Required task: Copy each line that has the string "index" somewhere in it.

Record list:
⟨
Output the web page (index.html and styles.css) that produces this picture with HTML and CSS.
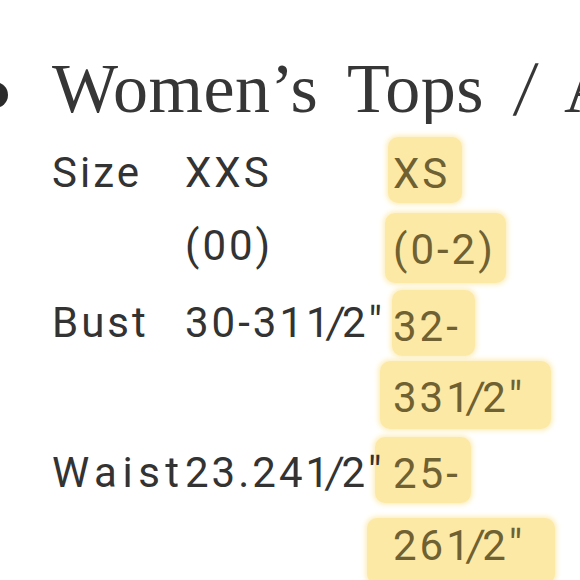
FILE: index.html
```html
<!DOCTYPE html>
<html lang="en">
<head>
<meta charset="utf-8">
<title>Women's Tops size chart</title>
<link rel="stylesheet" href="styles.css">
</head>
<body>
  <div class="title-row">
    <span class="dot"></span>
    <h1 class="title">Women’s Tops <span class="slash">/</span> A</h1>
  </div>
  <div class="chart">
    <div class="label">Size</div>
    <div class="val">XXS<br>(00)</div>
    <div class="hlcol">
      <span class="hl hl-1">XS</span>
      <span class="hl hl-2">(0-2)</span>
    </div>

    <div class="label">Bust</div>
    <div class="val">30-311<span class="fs">/</span>2"</div>
    <div class="hlcol">
      <span class="hl hl-3">32-</span>
      <span class="hl hl-4">331<span class="fs">/</span>2"</span>
    </div>

    <div class="label label-wide">Waist</div>
    <div class="val">23.241<span class="fs">/</span>2"</div>
    <div class="hlcol">
      <span class="hl hl-5">25-</span>
      <span class="hl hl-6">261<span class="fs">/</span>2"</span>
    </div>
  </div>
</body>
</html>
```

FILE: styles.css
```css
html, body {
  margin: 0;
  padding: 0;
  background: #ffffff;
  overflow: hidden;
}

body {
  width: 580px;
  height: 580px;
  color: #333333;
}

.title-row {
  display: flex;
  align-items: flex-start;
  padding-top: 54px;
  width: 580px;
  overflow: hidden;
}

.dot {
  flex: none;
  width: 26px;
  height: 26px;
  border-radius: 50%;
  background: #2b2b2b;
  margin-left: -18px;
  margin-top: 28px;
  margin-right: 44px;
}

.title {
  margin: 0;
  font-family: "Liberation Serif", serif;
  font-weight: 400;
  font-size: 70px;
  line-height: 1;
  letter-spacing: 0.5px;
  word-spacing: 12px;
  color: #363636;
  white-space: nowrap;
}

.slash {
  display: inline-block;
  transform: scaleY(1.12) skewX(-8deg);
  margin: 0 2px;
}

.chart {
  display: grid;
  grid-template-columns: 133px 208px 180px;
  margin-top: 12px;
  padding-left: 52px;
  font-family: Roboto, "Liberation Sans", sans-serif;
  font-size: 42px;
  line-height: 73px;
  letter-spacing: 3px;
  color: #333333;
}

.label, .val {
  white-space: nowrap;
}

.val {
  position: relative;
  z-index: 1;
}

.label-wide {
  letter-spacing: 5.5px;
}

.fs {
  display: inline-block;
  margin: 0 -5px 0 -6px;
  transform: scaleY(1.05) skewX(-6deg);
}

.hlcol {
  display: flex;
  flex-direction: column;
  align-items: flex-start;
  white-space: nowrap;
}

.hl {
  display: block;
  height: 66px;
  line-height: 73px;
  color: #6f6131;
  background: #fde9a6;
  border-radius: 10px;
  box-shadow: 0 0 5px 2px #fdefc0;
}

.hl-1 { margin: 1px 0 6px -5px; padding: 0 12px 0 5px; }
.hl-2 { margin: 4px 0 3px -8px; padding: 0 10px 0 8px; height: 70px; }
.hl-3 { margin: 4px 0 5px -1px; padding: 0 14px 0 1px; }
.hl-4 { margin: 0 0 7px -13px; padding: 0 26px 0 13px; height: 68px; }
.hl-5 { margin: 1px 0 6px -18px; padding: 0 10px 0 18px; }
.hl-6 { margin: 9px 0 0 -26px; padding: 0 30px 0 26px; height: 66px; line-height: 56px; }
```
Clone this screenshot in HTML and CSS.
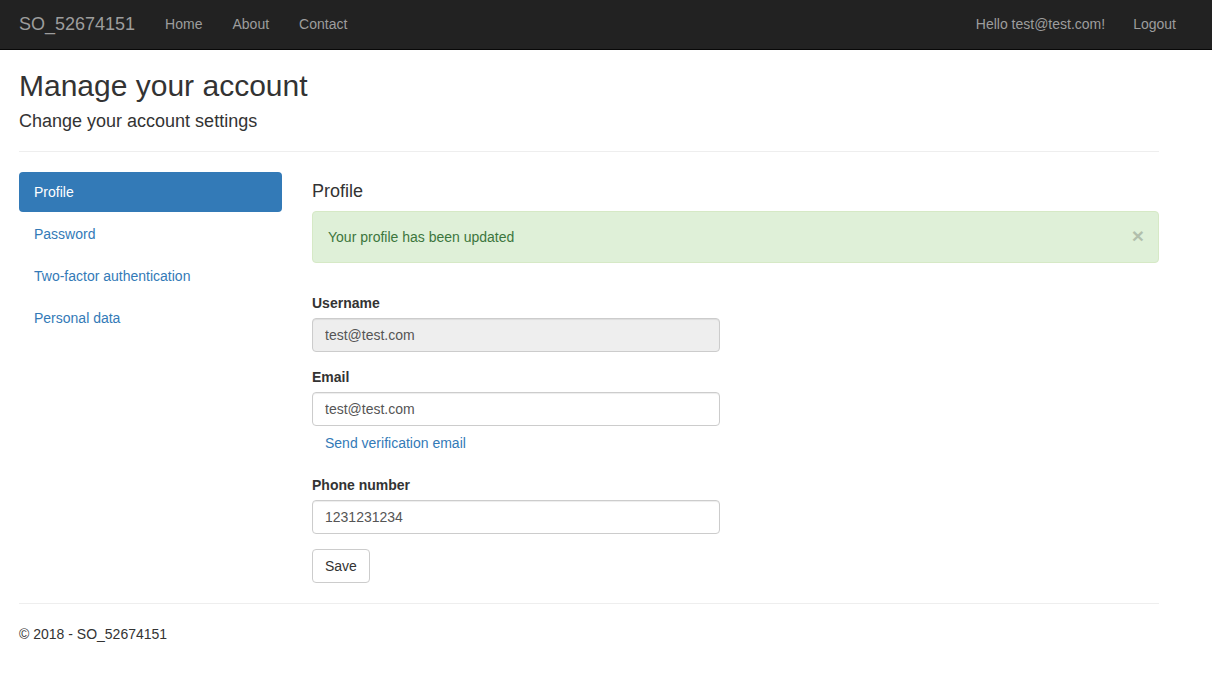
FILE: index.html
```html
<!DOCTYPE html>
<html>
<head>
<meta charset="utf-8">
<title>Profile - SO_52674151</title>
<link rel="stylesheet" href="styles.css">
</head>
<body>
<nav class="navbar">
  <div class="navbar-inner">
    <a class="brand" href="#">SO_52674151</a>
    <ul class="nav-links">
      <li><a href="#">Home</a></li>
      <li><a href="#">About</a></li>
      <li><a href="#">Contact</a></li>
    </ul>
    <div class="nav-right">
      <a class="nav-hello" href="#">Hello test@test.com!</a>
      <button class="nav-logout" type="button">Logout</button>
    </div>
  </div>
</nav>
<div class="container">
  <h2 class="title">Manage your account</h2>
  <h4 class="subtitle">Change your account settings</h4>
  <hr class="rule">
  <div class="row">
    <div class="side">
      <ul class="pills">
        <li class="active"><a href="#">Profile</a></li>
        <li><a href="#">Password</a></li>
        <li><a href="#">Two-factor authentication</a></li>
        <li><a href="#">Personal data</a></li>
      </ul>
    </div>
    <div class="main">
      <h4 class="section-title">Profile</h4>
      <div class="alert">
        <span class="close">&times;</span>
        Your profile has been updated
      </div>
      <form class="form">
        <div class="form-group">
          <label class="label">Username</label>
          <input class="input" type="text" value="test@test.com" disabled>
        </div>
        <div class="form-group">
          <label class="label">Email</label>
          <input class="input" type="text" value="test@test.com">
          <button type="button" class="btn-link">Send verification email</button>
        </div>
        <div class="form-group">
          <label class="label">Phone number</label>
          <input class="input" type="text" value="1231231234">
        </div>
        <button type="button" class="btn">Save</button>
      </form>
    </div>
  </div>
  <hr class="rule footer-rule">
  <footer class="footer">
    <p>&copy; 2018 - SO_52674151</p>
  </footer>
</div>
</body>
</html>
```
FILE: styles.css
```css
* { box-sizing: border-box; }
html, body { margin: 0; padding: 0; }
body {
  font-family: "Liberation Sans", Arial, Helvetica, sans-serif;
  font-size: 14px;
  line-height: 1.42857143;
  color: #333;
  background: #fff;
}
a { color: #337ab7; text-decoration: none; }

.navbar {
  background: #222;
  border-bottom: 1px solid #080808;
  height: 50px;
}
.navbar-inner {
  display: flex;
  align-items: center;
  height: 49px;
  padding: 0 24px 0 4px;
}
.brand {
  color: #9d9d9d;
  font-size: 18px;
  line-height: 20px;
  padding: 14px 15px 16px;
}
.nav-links {
  list-style: none;
  margin: 0;
  padding: 0;
  display: flex;
}
.nav-links a {
  display: block;
  color: #9d9d9d;
  padding: 14px 15px 16px;
  line-height: 20px;
}
.nav-right {
  margin-left: auto;
  display: flex;
  align-items: center;
}
.nav-hello {
  color: #9d9d9d;
  padding: 14px 16px 16px 15px;
  line-height: 20px;
}
.nav-logout {
  background: none;
  border: 0;
  color: #9d9d9d;
  font: inherit;
  font-size: 14px;
  line-height: 20px;
  padding: 5px 12px 7px;
}

.container {
  width: 1140px;
  margin-left: 19px;
}
.title {
  font-size: 30px;
  font-weight: 500;
  line-height: 1.1;
  margin: 19px 0 10px;
}
.subtitle {
  font-size: 18px;
  font-weight: 500;
  line-height: 1.1;
  margin: 10px 0 0;
}
.rule {
  border: 0;
  border-top: 1px solid #eee;
  margin: 19px 0 20px;
  height: 0;
}
.row {
  display: flex;
  gap: 30px;
}
.side { width: 263px; flex: none; }
.main { flex: 1; }
.pills {
  list-style: none;
  margin: 0;
  padding: 0;
}
.pills li + li { margin-top: 2px; }
.pills a {
  display: block;
  padding: 10px 15px;
  line-height: 20px;
  border-radius: 4px;
}
.pills .active a {
  background: #337ab7;
  color: #fff;
}
.section-title {
  font-size: 18px;
  font-weight: 500;
  line-height: 1.1;
  margin: 10px 0 9px;
}
.alert {
  background: #dff0d8;
  border: 1px solid #d6e9c6;
  color: #3c763d;
  border-radius: 4px;
  padding: 15px 35px 15px 15px;
  line-height: 20px;
  margin: 0 0 30px;
  position: relative;
}
.close {
  float: right;
  position: relative;
  right: -21px;
  top: -2px;
  font-size: 21px;
  font-weight: bold;
  line-height: 1;
  color: #000;
  opacity: 0.2;
}
.form { width: 408px; }
.form-group { margin-bottom: 15px; }
.label {
  display: block;
  font-weight: bold;
  margin-bottom: 5px;
  line-height: 20px;
}
.input {
  display: block;
  width: 100%;
  height: 34px;
  padding: 6px 12px;
  font: inherit;
  font-size: 14px;
  color: #555;
  background: #fff;
  border: 1px solid #ccc;
  border-radius: 4px;
  box-shadow: inset 0 1px 1px rgba(0,0,0,.075);
}
.input:disabled { background: #eee; }
.btn-link {
  display: inline-block;
  background: none;
  border: 1px solid transparent;
  color: #337ab7;
  font: inherit;
  font-size: 14px;
  line-height: 20px;
  padding: 6px 12px;
}
.btn {
  display: inline-block;
  background: #fff;
  border: 1px solid #ccc;
  border-radius: 4px;
  color: #333;
  font: inherit;
  font-size: 14px;
  line-height: 20px;
  padding: 6px 12px;
}
.footer-rule { margin: 20px 0 20px; }
.footer p { margin: 0 0 10px; }
```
⟩
Answer to the problem:
Output the web page (index.html and styles.css) that produces this picture with HTML and CSS.
FILE: index.html
  z-index: 1;
FILE: index.html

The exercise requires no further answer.